After the last column (News Messenger, Nov. 2), I figured I should expand on my trolling tips and talk some about the gear I use. These tips are mainly for trout, but can be modified for kokanee or land-locked salmon (the main difference is the offering on the business end).
For cool-weather trolling, most fish will hang out in the top 10 feet of the water column. This is my favorite time to fish, using the technique we call “long-lining” or “top-lining.” It’s very simple, really; just get your lines out away from the boat as far as possible, no down riggers or extra weight needed.
Trout will be boat shy, so a standard set back can be from 125 feet all the way to 200 feet back. I usually stay around 150 feet behind the boat.

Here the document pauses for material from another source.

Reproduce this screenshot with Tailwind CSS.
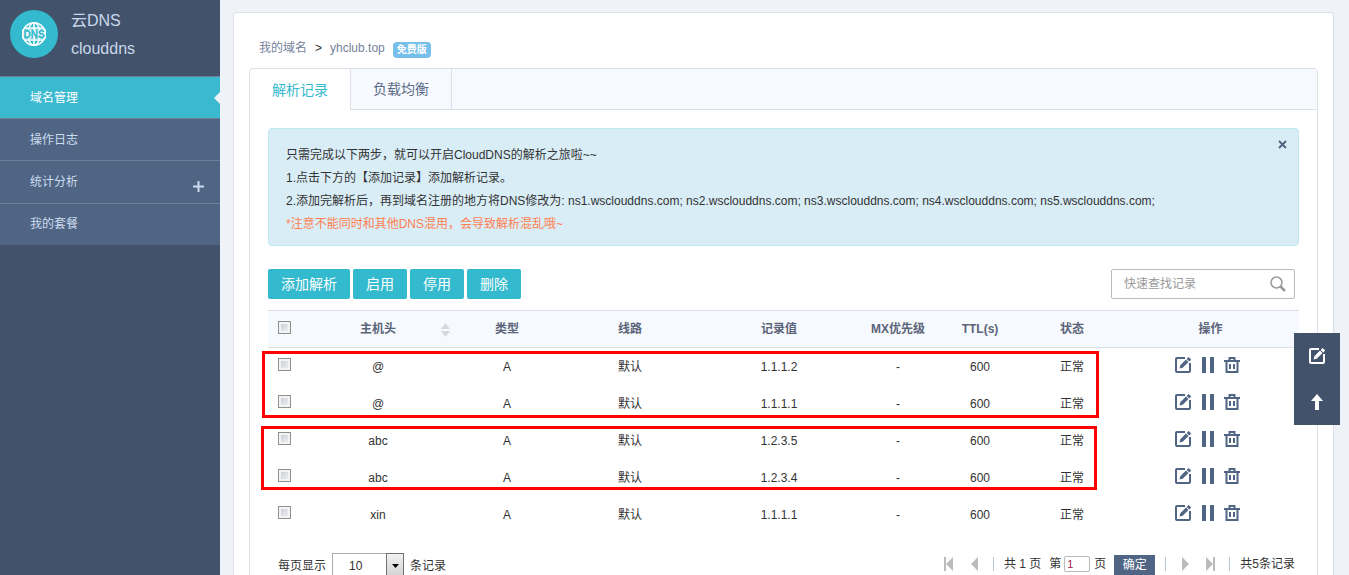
<!DOCTYPE html>
<html lang="zh-CN">
<head>
<meta charset="utf-8">
<meta name="viewport" content="width=device-width, initial-scale=1">
<title>云DNS</title>
<script src="https://cdn.jsdelivr.net/npm/@tailwindcss/browser@4"></script>
</head>
<body class="flex h-screen overflow-hidden bg-[#eff3f8] font-['Liberation_Sans','Noto_Sans_CJK_SC',sans-serif] text-xs text-[#333]">
<svg class="hidden" aria-hidden="true">
  <symbol id="i-edit" viewBox="0 0 18 18">
    <path d="M11 2H3Q2 2 2 3V15Q2 16 3 16H15Q16 16 16 15V7" fill="none" stroke="currentColor" stroke-width="2"/>
    <path d="M5.500 12.500L6.300 9.300L12 3.600L14.500 6L8.700 11.800Z M12.700 2.900L14.600 1L17.200 3.500L15.300 5.400Z" fill="currentColor"/>
  </symbol>
  <symbol id="i-pause" viewBox="0 0 12 16"><path d="M0 0H4V16H0ZM8 0H12V16H8Z" fill="currentColor"/></symbol>
  <symbol id="i-trash" viewBox="0 0 16 16">
    <path d="M0 4H16M5.500 3.500V1H10.500V3.500M2.500 4V15H13.500V4" fill="none" stroke="currentColor" stroke-width="2"/>
    <path d="M5 7H7V12H5ZM9 7H11V12H9Z" fill="currentColor"/>
  </symbol>
</svg>

<aside class="w-[220px] shrink-0 bg-[#42526b]">
  <div class="flex h-[76px] gap-[13px] px-2.5 pt-[7px]">
    <svg class="mt-[3px] size-12 shrink-0" viewBox="0 0 48 48" role="img" aria-label="DNS">
      <circle cx="24" cy="24" r="24" fill="#34bace"/>
      <g fill="none" stroke="#fff" stroke-width="1.500">
        <circle cx="24" cy="24" r="11.300"/>
        <ellipse cx="24" cy="24" rx="6" ry="11.300"/>
        <path d="M24 12.500V35.500M14 18H34M14 30H34"/>
      </g>
      <path d="M12 19.500H36V28.500H12Z" fill="#fff"/>
      <text x="24" y="27.500" text-anchor="middle" font-family="Liberation Sans" font-weight="700" font-size="10" fill="#34bace" stroke="#34bace" stroke-width="0.400">DNS</text>
    </svg>
    <div class="text-base leading-7 text-[#c9d8ec]"><div>云DNS</div><div>clouddns</div></div>
  </div>
  <nav class="bg-[#4f6583] text-[#cddcf0]">
    <a href="#" class="relative block h-[43px] border-y border-[#6d7f99] bg-[#3bb9cf] pl-[30px] leading-[42px] text-white">域名管理
      <svg class="absolute right-0 top-[15px] h-3 w-1.5" viewBox="0 0 6 12"><path d="M6 0V12L0 6Z" fill="#eff3f8"/></svg>
    </a>
    <a href="#" class="block h-[42px] border-b border-[#6d7f99] pl-[30px] leading-[42px]">操作日志</a>
    <a href="#" class="flex h-[43px] items-start justify-between border-b border-[#6d7f99] pl-[30px] pr-4 leading-[42px]">统计分析
      <svg class="mt-5 size-[11px]" viewBox="0 0 11 11"><path d="M0 5.500H11M5.500 0V11" stroke="#cddcf0" stroke-width="2"/></svg>
    </a>
    <a href="#" class="block h-[41px] pl-[30px] leading-[41px]">我的套餐</a>
  </nav>
</aside>

<main class="min-w-0 flex-1 overflow-y-auto pl-[13px] pr-[15px] pt-3 [scrollbar-width:none]">
  <div class="rounded-sm border border-[#dbdfe6] bg-white px-[15px]">
    <div class="flex h-[55px] items-end gap-2 pb-2.5 pl-2.5 leading-4 text-[#75819b]">
      <a href="#" class="pb-0.5">我的域名</a><span class="pb-0.5 text-[#333]">&gt;</span><a href="#" class="pb-0.5">yhclub.top</a>
      <span class="rounded-sm bg-[#76bfea] px-1 text-[10px] font-bold leading-4 text-white">免费版</span>
    </div>
    <section class="rounded-sm border border-[#dbdfe6]">
      <div class="flex h-[41px] text-sm text-[#5b6b86]">
        <button type="button" class="w-[101px] border-r border-[#dbdfe6] text-[#34bace]">解析记录</button>
        <button type="button" class="w-[101px] border-b border-r border-[#dbdfe6] bg-[#f6f9fe]">负载均衡</button>
        <div class="flex-1 border-b border-[#dbdfe6] bg-[#f6f9fe]"></div>
      </div>
      <div class="px-[18px] pb-4 pt-[18px]">
        <div class="flex items-start justify-between rounded border border-[#bce8f1] bg-[#d9edf7] pb-[5px] pl-[17px] pr-[11px] pt-[11px]">
          <div class="py-1 leading-[23px]">
            <p>只需完成以下两步，就可以开启CloudDNS的解析之旅啦~~</p>
            <p>1.点击下方的【添加记录】添加解析记录。</p>
            <p>2.添加完解析后，再到域名注册的地方将DNS修改为: ns1.wsclouddns.com; ns2.wsclouddns.com; ns3.wsclouddns.com; ns4.wsclouddns.com; ns5.wsclouddns.com;</p>
            <p class="text-[#ff7f50]">*注意不能同时和其他DNS混用，会导致解析混乱哦~</p>
          </div>
          <button type="button" aria-label="关闭"><svg class="size-[9px]" viewBox="0 0 9 9"><path d="M1 1L8 8M8 1L1 8" stroke="#4f6583" stroke-width="2"/></svg></button>
        </div>
        <div class="mt-[23px] flex items-center gap-[3px] text-sm text-white">
          <button type="button" class="h-[30px] w-[82px] rounded-[2px] bg-[#34bace]">添加解析</button>
          <button type="button" class="h-[30px] w-[54px] rounded-[2px] bg-[#34bace]">启用</button>
          <button type="button" class="h-[30px] w-[54px] rounded-[2px] bg-[#34bace]">停用</button>
          <button type="button" class="h-[30px] w-[54px] rounded-[2px] bg-[#34bace]">删除</button>
          <div class="ml-auto mr-1 flex h-[30px] w-[184px] items-center rounded-[2px] border border-[#bbb] pl-3 pr-2">
            <input type="text" aria-label="快速查找记录" placeholder="快速查找记录" class="min-w-0 flex-1 text-xs text-[#333] outline-none placeholder:text-[#999]">
            <button type="button" aria-label="搜索"><svg class="size-4" viewBox="0 0 16 16" fill="none" stroke="#999"><circle cx="6.500" cy="6.500" r="5.500" stroke-width="1.500"/><path d="M10.500 10.500L15 15" stroke-width="2.500"/></svg></button>
          </div>
        </div>
        <div class="relative mt-[11px]">
          <table class="w-full table-fixed border-separate border-spacing-0 text-center">
            <colgroup><col class="w-[34px]"><col class="w-[152px]"><col class="w-[106px]"><col class="w-[140px]"><col class="w-[158px]"><col class="w-[80px]"><col class="w-[84px]"><col class="w-[100px]"><col class="w-[177px]"></colgroup>
            <thead class="bg-[#f6f9fe] text-[#5b6478] [&_th]:h-[38px] [&_th]:border-y [&_th]:border-[#dbdfe6] [&_th]:p-0">
              <tr>
                <th><input type="checkbox" aria-label="全选" class="mb-1 ml-2.5 block size-[13px] appearance-none border border-[#8e8f8f] bg-linear-to-br from-[#c5cad2] to-[#f4f4f4] shadow-[inset_0_0_0_2px_#f4f4f4]"></th>
                <th><div class="relative">主机头<svg class="absolute right-1 top-0.5 h-3.5 w-[9px]" viewBox="0 0 9 14"><path d="M4.500 0L9 6H0ZM4.500 14L0 8H9Z" fill="#d5d8dc"/></svg></div></th>
                <th>类型</th><th>线路</th><th>记录值</th><th>MX优先级</th><th>TTL(s)</th><th>状态</th><th>操作</th>
              </tr>
            </thead>
            <tbody id="rows" class="[&_td]:h-[37px] [&_td]:p-0"></tbody>
          </table>
          <div class="pointer-events-none absolute -left-1.5 right-[200px] top-[41px] h-[67px] border-3 border-[#f00]"></div>
          <div class="pointer-events-none absolute -left-[7px] right-[202px] top-[116px] h-16 border-3 border-[#f00]"></div>
        </div>
        <div class="flex items-start justify-between pl-2.5 pr-1 pt-5">
          <div class="flex items-center gap-1.5">
            <label for="size">每页显示</label>
            <div class="relative">
              <select id="size" class="h-[26px] w-[72px] appearance-none border border-[#aaa] bg-white pl-4"><option>10</option><option>20</option><option>50</option></select>
              <span class="pointer-events-none absolute inset-y-0 right-0 flex w-[18px] items-center justify-center border border-[#707070] bg-linear-to-b from-[#f2f2f2] to-[#d0d0d0]"><svg class="h-1 w-[7px]" viewBox="0 0 7 4"><path d="M0 0H7L3.500 4Z"/></svg></span>
            </div>
            <span>条记录</span>
          </div>
          <div class="flex h-5 items-center pt-0.5">
            <button type="button" aria-label="首页"><svg class="mr-[18px] h-3.5 w-[9px]" viewBox="0 0 9 14"><path d="M0 0H2V14H0ZM9 0V14L2 7Z" fill="#bbb"/></svg></button>
            <button type="button" aria-label="上一页"><svg class="mr-[15px] h-3.5 w-[7px]" viewBox="0 0 7 14"><path d="M7 0V14L0 7Z" fill="#bbb"/></svg></button>
            <span class="mr-2.5 h-3.5 w-px bg-[#b7c7db]"></span>
            <span class="mr-2">共 1 页</span><label for="page">第</label>
            <input id="page" type="text" value="1" class="ml-[3px] mr-1 h-4 w-[26px] rounded-[2px] border border-[#bbb] px-0.5 text-[11px] text-[#9c2350]">
            <span class="mr-2">页</span>
            <button type="button" class="mr-2.5 mt-0.5 h-5 w-[41px] bg-[#4f6583] text-white">确定</button>
            <span class="mr-4 h-3.5 w-px bg-[#b7c7db]"></span>
            <button type="button" aria-label="下一页"><svg class="mr-[17px] h-3.5 w-[7px]" viewBox="0 0 7 14"><path d="M0 0V14L7 7Z" fill="#bbb"/></svg></button>
            <button type="button" aria-label="末页"><svg class="mr-3.5 h-3.5 w-[9px]" viewBox="0 0 9 14"><path d="M7 0H9V14H7ZM0 0V14L7 7Z" fill="#bbb"/></svg></button>
            <span class="mr-2.5 h-3.5 w-px bg-[#b7c7db]"></span>
            <span>共5条记录</span>
          </div>
        </div>
      </div>
    </section>
  </div>
</main>

<div class="fixed right-[9px] top-[333px] flex w-[46px] flex-col bg-[#42526b] text-white">
  <button type="button" aria-label="反馈" class="flex h-[46px] items-center justify-center"><svg class="size-[18px]"><use href="#i-edit"/></svg></button>
  <button type="button" aria-label="返回顶部" class="flex h-[46px] items-center justify-center"><svg class="h-4 w-3" viewBox="0 0 12 16"><path d="M6 0L12 7H8V16H4V7H0Z" fill="currentColor"/></svg></button>
</div>

<script>
document.getElementById('rows').innerHTML = [['@','1.1.1.2'],['@','1.1.1.1'],['abc','1.2.3.5'],['abc','1.2.3.4'],['xin','1.1.1.1']].map(([host, ip]) => `<tr>
  <td><input type="checkbox" aria-label="选择 ${host} ${ip}" class="mb-1 ml-2.5 block size-[13px] appearance-none border border-[#8e8f8f] bg-linear-to-br from-[#c5cad2] to-[#f4f4f4] shadow-[inset_0_0_0_2px_#f4f4f4]"></td>
  <td>${host}</td><td>A</td><td>默认</td><td>${ip}</td><td>-</td><td>600</td><td>正常</td>
  <td><div class="mb-1 flex items-center justify-center gap-2.5 pr-2 text-[#4f6583]">
    <button type="button" aria-label="编辑"><svg class="size-[18px]"><use href="#i-edit"/></svg></button>
    <button type="button" aria-label="暂停"><svg class="h-4 w-3"><use href="#i-pause"/></svg></button>
    <button type="button" aria-label="删除"><svg class="size-4"><use href="#i-trash"/></svg></button>
  </div></td></tr>`).join('');
</script>
</body>
</html>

If you have a line counter reel, it’s really helpful. Otherwise, just pull the line in 2-foot increments until you get where you want it. When using multiple rods, stagger the setbacks to avoid tangling the lines (make long, slow turns.)
For reels, it is important to use bait casting reels if possible, NOT a spinning reel!
The bait-casters allow the line to come off in a straight line where as the spinning reels will create a terrible line twist. I use mono line also, because I want to have some stretch in the line for the fish to fight. A stiff line will not flex and too many fish can get off with a jump or head shake.
Some guys are insistent on using braid to troll, which is OK if you are targeting stripers. For trout, I feel the lightest line you can use is the best. I like the 8-pound Maxima Green or the 10-pound Cajun Red.
For rods, I like at least 7-8-foot lengths, with a slow action. Setting the rods on the outside rod-holders will get the lines out of the boat wake. The slow action means the rods will bend in a long parabolic arc when a fish hits, and it’s very easy to see a fish strike.
The rods I use are Daiwa Heartland downrigger rods, Shimano Talora, or Okuma Celilo rods, all between 7-8-feet length and rated for 4-10-pound line.
When a fish hits your lure, try to resist the urge to set the hook; just pick up the rod and start reeling in. Let the long limber rods do the work.
Have the drag loose enough to let the bigger fish take out some line; don’t try to “horse” them in or they may come off. As they get closer to the boat, the fish will make a desperate attempt to shake the hook; this is when a lot of fish come off.
Have the net ready. Lower the net a foot or two below the surface and try to bring the fish straight into the boat. When the fish is over the net, scoop it up!